Jesus does directly explain that seeds = words of the kingdom of God and soil = hearts of the hearers of the word of the kingdom of God. But to me, the sower seems careless. What kind of farmer has the economic stability to waste so many seeds on bad ground? I’m not sure who the sower is but I think one point is that the words of the kingdom of heaven will find ways to produce a harvest whatever the wind, water or animal that transports them to whatever soil they may land on. After all, God’s word will not return to God void (Isaiah 55:11): there will be a harvest.
The one who hears and understands produces this harvest. That is, she or he bears fruit – might this be the fruit of the Spirit? “The fruit of the Spirit is love, joy, peace, long-suffering, kindness, goodness, faithfulness, gentleness, self-control” (Galatians 5:22-23). So the “seeds” (the words of the kingdom) produce the “plants” of love, joy, peace, etc…and eventually, voila! You get oaks of righteousness (Isaiah 61:3)! But what is the water that triggers the germination of these seed-words of the kingdom? In all four cases, the words of the kingdom are heard. In the first case, the one who hears does not understand and the enemy snatches the seed. In the second, the one who hears takes immediate but short-lived joy and no root is produced. In the third, the lure of the wealth and the world choke out the words of the kingdom like a thorn bush. In the fourth, the one who hears understands and produces a manifold harvest. What’s the difference?

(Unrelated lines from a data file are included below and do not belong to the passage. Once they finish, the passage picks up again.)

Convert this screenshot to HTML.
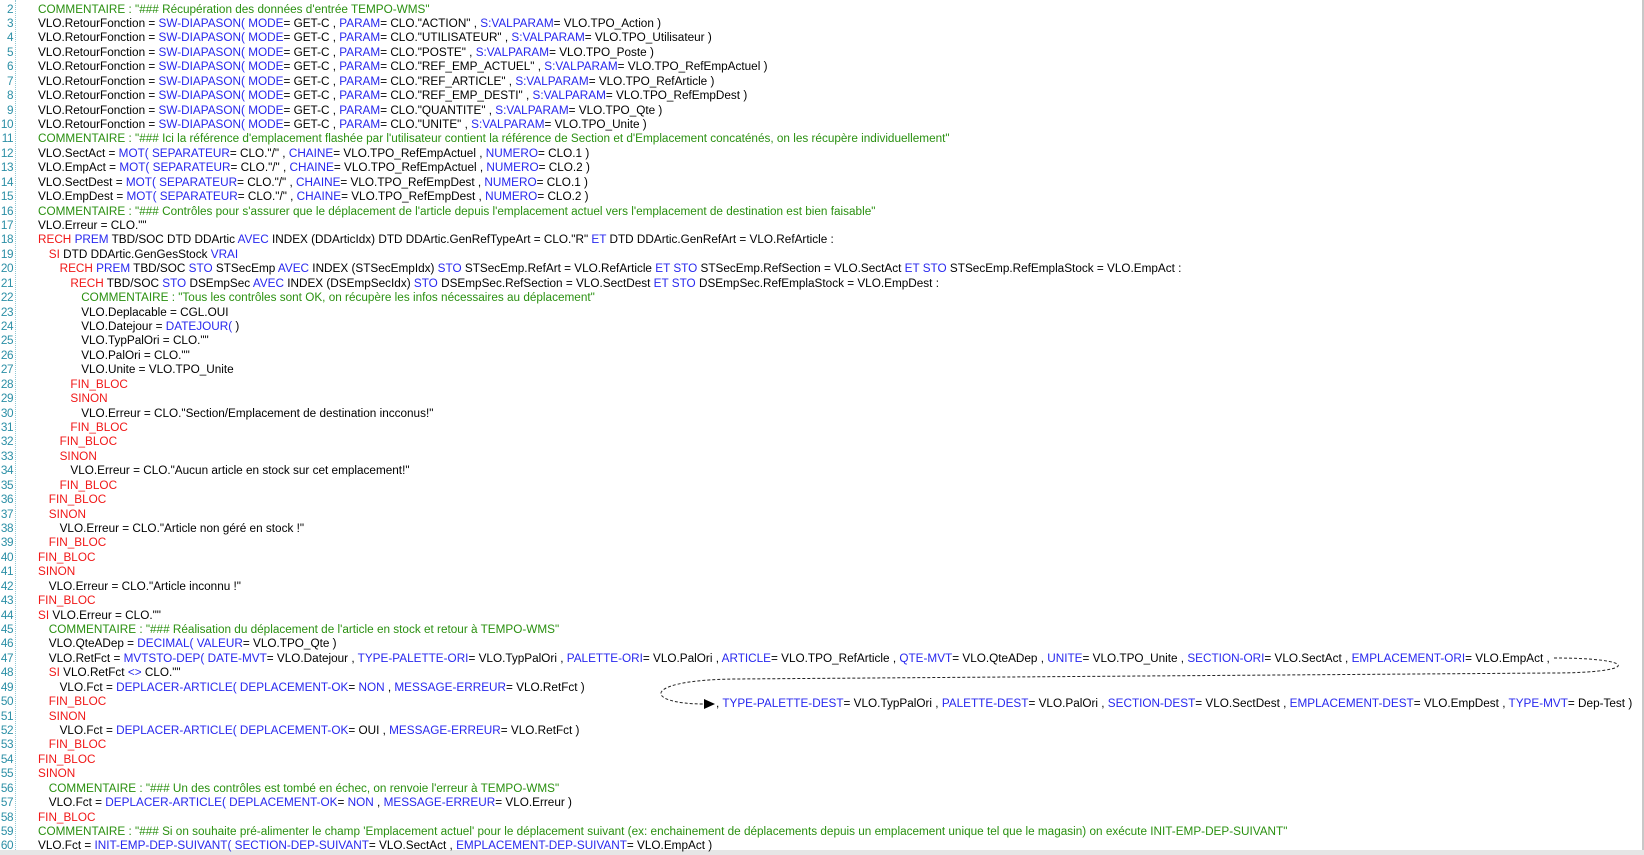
<!DOCTYPE html>
<html><head><meta charset="utf-8"><style>
html,body{margin:0;padding:0;background:#fff;width:1644px;height:855px;overflow:hidden;position:relative}
body{font-family:"Liberation Sans",Arial,sans-serif;font-size:11.75px;color:#000}
.l{position:absolute;left:0;height:14px;line-height:14px;white-space:pre}
.n{position:absolute;left:0;width:13px;text-align:right;color:#2b8fa6;letter-spacing:-0.5px}
.t{position:absolute}
.k{color:#f01818}.b{color:#2828ee}.c{color:#2a9010}
#sep{position:absolute;left:15px;top:0;height:850px;border-left:1px dotted #8fc7d4}
#rb{position:absolute;right:0;top:0;width:2px;height:850px;background:#c8c8c8}
#bb{position:absolute;left:0;top:850px;width:1644px;height:5px;background:#e6e6e6}
</style></head><body>
<div id="sep"></div><div id="rb"></div><div id="bb"></div>
<div id="code"></div>
<svg width="1644" height="855" style="position:absolute;left:0;top:0">
<path d="M1554,658 C1640,658 1640,673 1552,673 L735,679 C640,680 644,704 704,704" fill="none" stroke="#222" stroke-width="1" stroke-dasharray="3,2"/>
<polygon points="704,699 715,704 704,709" fill="#000"/>
</svg>
<script>
var L=[
[2,0,'<span class="c">COMMENTAIRE : "### Récupération des données d\'entrée TEMPO-WMS"</span>']];
var p=[["ACTION","TPO_Action"],["UTILISATEUR","TPO_Utilisateur"],["POSTE","TPO_Poste"],["REF_EMP_ACTUEL","TPO_RefEmpActuel"],["REF_ARTICLE","TPO_RefArticle"],["REF_EMP_DESTI","TPO_RefEmpDest"],["QUANTITE","TPO_Qte"],["UNITE","TPO_Unite"]];
p.forEach(function(x,i){L.push([3+i,0,'VLO.RetourFonction = <span class="b">SW-DIAPASON(</span> <span class="b">MODE</span>= GET-C , <span class="b">PARAM</span>= CLO."'+x[0]+'" , <span class="b">S:VALPARAM</span>= VLO.'+x[1]+' )']);});
function mot(v,c,n){return 'VLO.'+v+' = <span class="b">MOT(</span> <span class="b">SEPARATEUR</span>= CLO."/" , <span class="b">CHAINE</span>= VLO.'+c+' , <span class="b">NUMERO</span>= CLO.'+n+' )';}
var B=function(s){return '<span class="b">'+s+'</span>'},K=function(s){return '<span class="k">'+s+'</span>'},C=function(s){return '<span class="c">'+s+'</span>'};
L=L.concat([
[11,0,C('COMMENTAIRE : "### Ici la référence d\'emplacement flashée par l\'utilisateur contient la référence de Section et d\'Emplacement concaténés, on les récupère individuellement"')],
[12,0,mot("SectAct","TPO_RefEmpActuel",1)],[13,0,mot("EmpAct","TPO_RefEmpActuel",2)],
[14,0,mot("SectDest","TPO_RefEmpDest",1)],[15,0,mot("EmpDest","TPO_RefEmpDest",2)],
[16,0,C('COMMENTAIRE : "### Contrôles pour s\'assurer que le déplacement de l\'article depuis l\'emplacement actuel vers l\'emplacement de destination est bien faisable"')],
[17,0,'VLO.Erreur = CLO.""'],
[18,0,K('RECH')+' '+B('PREM')+' TBD/SOC DTD DDArtic '+B('AVEC')+' INDEX (DDArticIdx) DTD DDArtic.GenRefTypeArt = CLO."R" '+B('ET')+' DTD DDArtic.GenRefArt = VLO.RefArticle :'],
[19,1,K('SI')+' DTD DDArtic.GenGesStock '+B('VRAI')],
[20,2,K('RECH')+' '+B('PREM')+' TBD/SOC '+B('STO')+' STSecEmp '+B('AVEC')+' INDEX (STSecEmpIdx) '+B('STO')+' STSecEmp.RefArt = VLO.RefArticle '+B('ET')+' '+B('STO')+' STSecEmp.RefSection = VLO.SectAct '+B('ET')+' '+B('STO')+' STSecEmp.RefEmplaStock = VLO.EmpAct :'],
[21,3,K('RECH')+' TBD/SOC '+B('STO')+' DSEmpSec '+B('AVEC')+' INDEX (DSEmpSecIdx) '+B('STO')+' DSEmpSec.RefSection = VLO.SectDest '+B('ET')+' '+B('STO')+' DSEmpSec.RefEmplaStock = VLO.EmpDest :'],
[22,4,C('COMMENTAIRE : "Tous les contrôles sont OK, on récupère les infos nécessaires au déplacement"')],
[23,4,'VLO.Deplacable = CGL.OUI'],[24,4,'VLO.Datejour = '+B('DATEJOUR(')+' )'],
[25,4,'VLO.TypPalOri = CLO.""'],[26,4,'VLO.PalOri = CLO.""'],[27,4,'VLO.Unite = VLO.TPO_Unite'],
[28,3,K('FIN_BLOC')],[29,3,K('SINON')],[30,4,'VLO.Erreur = CLO."Section/Emplacement de destination incconus!"'],
[31,3,K('FIN_BLOC')],[32,2,K('FIN_BLOC')],[33,2,K('SINON')],
[34,3,'VLO.Erreur = CLO."Aucun article en stock sur cet emplacement!"'],
[35,2,K('FIN_BLOC')],[36,1,K('FIN_BLOC')],[37,1,K('SINON')],
[38,2,'VLO.Erreur = CLO."Article non géré en stock !"'],
[39,1,K('FIN_BLOC')],[40,0,K('FIN_BLOC')],[41,0,K('SINON')],
[42,1,'VLO.Erreur = CLO."Article inconnu !"'],[43,0,K('FIN_BLOC')],
[44,0,K('SI')+' VLO.Erreur = CLO.""'],
[45,1,C('COMMENTAIRE : "### Réalisation du déplacement de l\'article en stock et retour à TEMPO-WMS"')],
[46,1,'VLO.QteADep = '+B('DECIMAL(')+' '+B('VALEUR')+'= VLO.TPO_Qte )'],
[47,1,'VLO.RetFct = '+B('MVTSTO-DEP(')+' '+B('DATE-MVT')+'= VLO.Datejour , '+B('TYPE-PALETTE-ORI')+'= VLO.TypPalOri , '+B('PALETTE-ORI')+'= VLO.PalOri , '+B('ARTICLE')+'= VLO.TPO_RefArticle , '+B('QTE-MVT')+'= VLO.QteADep , '+B('UNITE')+'= VLO.TPO_Unite , '+B('SECTION-ORI')+'= VLO.SectAct , '+B('EMPLACEMENT-ORI')+'= VLO.EmpAct ,'],
[48,1,K('SI')+' VLO.RetFct '+B('&lt;&gt;')+' CLO.""'],
[49,2,'VLO.Fct = '+B('DEPLACER-ARTICLE(')+' '+B('DEPLACEMENT-OK')+'= '+B('NON')+' , '+B('MESSAGE-ERREUR')+'= VLO.RetFct )'],
[50,1,K('FIN_BLOC')],[51,1,K('SINON')],
[52,2,'VLO.Fct = '+B('DEPLACER-ARTICLE(')+' '+B('DEPLACEMENT-OK')+'= OUI , '+B('MESSAGE-ERREUR')+'= VLO.RetFct )'],
[53,1,K('FIN_BLOC')],[54,0,K('FIN_BLOC')],[55,0,K('SINON')],
[56,1,C('COMMENTAIRE : "### Un des contrôles est tombé en échec, on renvoie l\'erreur à TEMPO-WMS"')],
[57,1,'VLO.Fct = '+B('DEPLACER-ARTICLE(')+' '+B('DEPLACEMENT-OK')+'= '+B('NON')+' , '+B('MESSAGE-ERREUR')+'= VLO.Erreur )'],
[58,0,K('FIN_BLOC')],
[59,0,C('COMMENTAIRE : "### Si on souhaite pré-alimenter le champ \'Emplacement actuel\' pour le déplacement suivant (ex: enchainement de déplacements depuis un emplacement unique tel que le magasin) on exécute INIT-EMP-DEP-SUIVANT"')],
[60,0,'VLO.Fct = '+B('INIT-EMP-DEP-SUIVANT(')+' '+B('SECTION-DEP-SUIVANT')+'= VLO.SectAct , '+B('EMPLACEMENT-DEP-SUIVANT')+'= VLO.EmpAct )']
]);
var h='',LH=14.43;
L.forEach(function(x){var top=2.5+(x[0]-2)*LH;
h+='<div class="l" style="top:'+top.toFixed(2)+'px"><span class="n">'+x[0]+'</span><span class="t" style="left:'+(38+x[1]*10.8).toFixed(1)+'px">'+x[2]+'</span></div>';});
var t50=2.5+(50-2)*LH+2;
h+='<div class="l" style="top:'+t50.toFixed(2)+'px"><span class="t" style="left:716px">, '+B('TYPE-PALETTE-DEST')+'= VLO.TypPalOri , '+B('PALETTE-DEST')+'= VLO.PalOri , '+B('SECTION-DEST')+'= VLO.SectDest , '+B('EMPLACEMENT-DEST')+'= VLO.EmpDest , '+B('TYPE-MVT')+'= Dep-Test )</span></div>';
document.getElementById('code').innerHTML=h;
</script>
</body></html>
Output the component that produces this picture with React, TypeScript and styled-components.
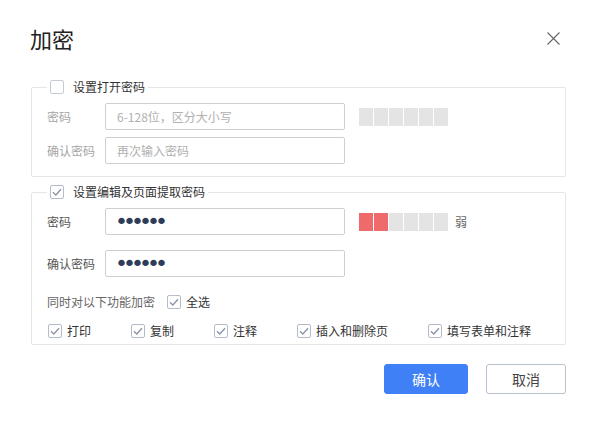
import * as React from "react";
import styled, { createGlobalStyle } from "styled-components";

const GlobalStyle = createGlobalStyle`
  html, body {
    margin: 0;
    padding: 0;
    background: #fff;
  }
  body {
    font-family: "Noto Sans CJK SC", "Noto Sans", sans-serif;
    font-size: 12px;
    color: #333;
  }
`;

const SDialog = styled.div`
  width: 596px;
  height: 425px;
  box-sizing: border-box;
  padding: 0 30px 0 31px;
  background: #fff;
`;

const SHeader = styled.div`
  display: flex;
  align-items: center;
  justify-content: space-between;
  height: 80px;
  box-sizing: border-box;
`;

const STitle = styled.h1`
  margin: 0 0 0 -1px;
  font-size: 22px;
  font-weight: 400;
  color: #222;
  line-height: 30px;
  padding-bottom: 4px;
`;

const SClose = styled.button`
  width: 14px;
  height: 14px;
  padding: 0;
  margin: 0 6px 4px 0;
  border: 0;
  background: none;
  display: flex;
  align-items: center;
  justify-content: center;
  cursor: pointer;
`;

const SFieldset = styled.fieldset<{ $pb?: number }>`
  margin: 0;
  min-width: 0;
  border: 1px solid #e6e6e6;
  border-radius: 2px;
  padding: 9px 15px ${({ $pb }) => $pb ?? 12}px 15px;
  display: flex;
  flex-direction: column;
  & + & {
    margin-top: 8px;
  }
`;

const SLegend = styled.legend`
  padding: 0 3px;
  margin: 0;
  display: flex;
  align-items: center;
  gap: 9px;
  height: 14px;
  line-height: 14px;
  color: #333;
`;

const SBox = styled.span<{ $disabled?: boolean }>`
  width: 12px;
  height: 12px;
  flex: none;
  border: 1px solid ${({ $disabled }) => ($disabled ? "#c4cad6" : "#b4bccb")};
  border-radius: 2px;
  background: #fff;
  display: inline-flex;
  align-items: center;
  justify-content: center;
`;

const SRow = styled.div<{ $mt?: number }>`
  display: flex;
  align-items: center;
  margin-top: ${({ $mt }) => $mt ?? 0}px;
`;

const SLabel = styled.label<{ $disabled?: boolean }>`
  width: 58px;
  flex: none;
  color: ${({ $disabled }) => ($disabled ? "#a6a6a6" : "#555")};
`;

const SInput = styled.input`
  width: 240px;
  height: 27px;
  box-sizing: border-box;
  border: 1px solid #cfcfcf;
  border-radius: 2px;
  padding: 0 11px;
  font-family: "Noto Sans CJK SC", "Noto Sans", sans-serif;
  font-size: 12px;
  color: #2b3a55;
  outline: none;
  background: #fff;
  &::placeholder {
    color: #b0b0b0;
  }
  &[type="password"] {
    padding: 0 9px;
    font-family: "DejaVu Sans", sans-serif;
    font-size: 22px;
    line-height: 25px;
    letter-spacing: -5px;
    color: #2d3c58;
  }
`;

const SStrength = styled.div`
  display: flex;
  gap: 1px;
  margin-left: 14px;
`;

const SSegment = styled.span<{ $on?: boolean }>`
  width: 14px;
  height: 18px;
  background: ${({ $on }) => ($on ? "#ef6b6b" : "#e4e4e4")};
`;

const SLevel = styled.span`
  margin-left: 7px;
  color: #666;
`;

const SHint = styled.span`
  color: #666;
  margin-right: 12px;
  line-height: 14px;
`;

const SCheck = styled.label`
  display: inline-flex;
  align-items: center;
  gap: 5px;
  color: #333;
  line-height: 14px;
`;

const SOptions = styled.div`
  display: flex;
  gap: 40px;
  margin-top: 15px;
  padding-left: 1px;
`;

const SFooter = styled.div`
  display: flex;
  justify-content: flex-end;
  gap: 18px;
  margin-top: 19px;
`;

const SButton = styled.button<{ $primary?: boolean }>`
  height: 30px;
  width: ${({ $primary }) => ($primary ? 84 : 80)}px;
  border-radius: 3px;
  font-family: "Noto Sans CJK SC", "Noto Sans", sans-serif;
  font-size: 14px;
  cursor: pointer;
  border: 1px solid ${({ $primary }) => ($primary ? "#3f80f6" : "#b8c1cf")};
  background: ${({ $primary }) => ($primary ? "#3f80f6" : "#fff")};
  color: ${({ $primary }) => ($primary ? "#fff" : "#444")};
`;

const Check = ({ checked, disabled }: { checked?: boolean; disabled?: boolean }) => (
  <SBox $disabled={disabled}>
    {checked && (
      <svg width="10" height="8" viewBox="0 0 10 8">
        <path d="M1 4.2 L3.8 7 L9 1.2" fill="none" stroke="#8a93a6" strokeWidth="1.3" />
      </svg>
    )}
  </SBox>
);

const CloseIcon = () => (
  <svg width="13" height="13" viewBox="0 0 13 13">
    <path d="M0.5 0.5 L12.5 12.5 M12.5 0.5 L0.5 12.5" stroke="#666" strokeWidth="1.1" />
  </svg>
);

const Strength = ({ level }: { level: number }) => (
  <SStrength>
    {[0, 1, 2, 3, 4, 5].map((i) => (
      <SSegment key={i} $on={i < level} />
    ))}
  </SStrength>
);

const features = ["打印", "复制", "注释", "插入和删除页", "填写表单和注释"];

const App = () => (
  <>
    <GlobalStyle />
    <SDialog>
      <SHeader>
        <STitle>加密</STitle>
        <SClose aria-label="关闭">
          <CloseIcon />
        </SClose>
      </SHeader>

      <SFieldset>
        <SLegend>
          <Check disabled />
          设置打开密码
        </SLegend>
        <SRow>
          <SLabel $disabled>密码</SLabel>
          <SInput placeholder="6-128位，区分大小写" disabled />
          <Strength level={0} />
        </SRow>
        <SRow $mt={7}>
          <SLabel $disabled>确认密码</SLabel>
          <SInput placeholder="再次输入密码" disabled />
        </SRow>
      </SFieldset>

      <SFieldset $pb={6}>
        <SLegend>
          <Check checked />
          设置编辑及页面提取密码
        </SLegend>
        <SRow>
          <SLabel>密码</SLabel>
          <SInput type="password" defaultValue="123456" readOnly />
          <Strength level={2} />
          <SLevel>弱</SLevel>
        </SRow>
        <SRow $mt={15}>
          <SLabel>确认密码</SLabel>
          <SInput type="password" defaultValue="123456" readOnly />
        </SRow>
        <SRow $mt={18}>
          <SHint>同时对以下功能加密</SHint>
          <SCheck>
            <Check checked />
            全选
          </SCheck>
        </SRow>
        <SOptions>
          {features.map((f) => (
            <SCheck key={f}>
              <Check checked />
              {f}
            </SCheck>
          ))}
        </SOptions>
      </SFieldset>

      <SFooter>
        <SButton $primary>确认</SButton>
        <SButton>取消</SButton>
      </SFooter>
    </SDialog>
  </>
);

export default App;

From the text, it seems like “understanding” is what’s different about the fourth scenario; it is the “water” that signals the seed-word to begin to sprout. But does his or her understanding of the words of the kingdom come from him or herself? As we’ve seen, the understanding of the secrets of the kingdom of God were given to them (Matthew 13:11) – we are, according to Proverbs 3:5, not to lean on our own understanding anyway but rather trust the Lord with all our hearts (incidentally, this is where the seed-words fall in the parable). So if it is the Lord who waters the seeds – that is, gives understandings of the words of the kingdom, even though it may seem exclusive (only 25% of soil will support seed growth), it’s for an inclusive purpose. First, it’s not clear that just because 75% of the available soil is bad that 75% of the seeds will thus be wasted. Second, the 25% of land that does produce yields 30, 60, and 100 fold. If this fruit is love, joy, peace, long-suffering, kindness, goodness, faithfulness, gentleness and self-control, 30, 60 and 100 fold should be more than enough to go around! Especially if all people will know the disciples of Christ by the love we have for one another (John 13:35).